Today, I am still painting, I breathe through them, continuing to produce a lot of work. There is something that pushes me through to keep going regardless of age. I call it a dialogue with myself. First, it was with words, and now, it is with colors. Colors are my best friends. I talk to them in their language before they become one with me during the time I am working. They remain with me in my dreams also. And I want to share my enthusiasm and the language of colors with others. Whenever I get waves of energy, I immediately transfer them to my painting. The choice of the colors becomes automatic. They surprise me in the end. I do not want to say much about my own work except that it gives me a reason to live and happiness."
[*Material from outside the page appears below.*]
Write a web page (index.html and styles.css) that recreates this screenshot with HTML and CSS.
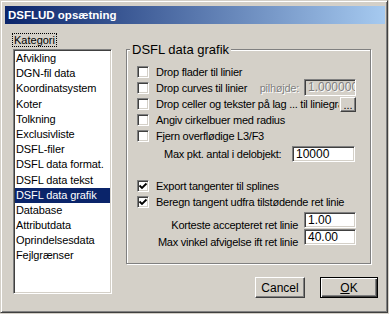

Champa Vaid is an abstract painter and poet who lives and works in Texas. Born in 1930 in India, she started painting in 2006, at the age of 76. Her bold and confident acrylic based paintings are characterized by energetic strokes, experimental style, and a unique blend of color, texture and emotion. Vaid’s paintings were featured in three group shows held in New Delhi in 2007. She has had four solo exhibitions in India, two in Delhi—at India International Centre and Ekatra 2008; one at the Alliance Francais in Bhopal 2009, one at Indore sponsored by Sanskriti Prashad, also in 2009. The Art Market Provincetown exhibition was her first solo show in the United States in July 2012.
Champa Vaid is the author of five books, including four collections of poetry in Hindi and one collection in English titled, The Music of Bones (New Delhi: Vani Prakashan 2011). Educated in India (M.A. in Hindi from Panjab University) and the U.S. (M.Ed. from Boston University), she is a mother and grandmother, and married to the Hindi writer Krishna Baldev Vaid.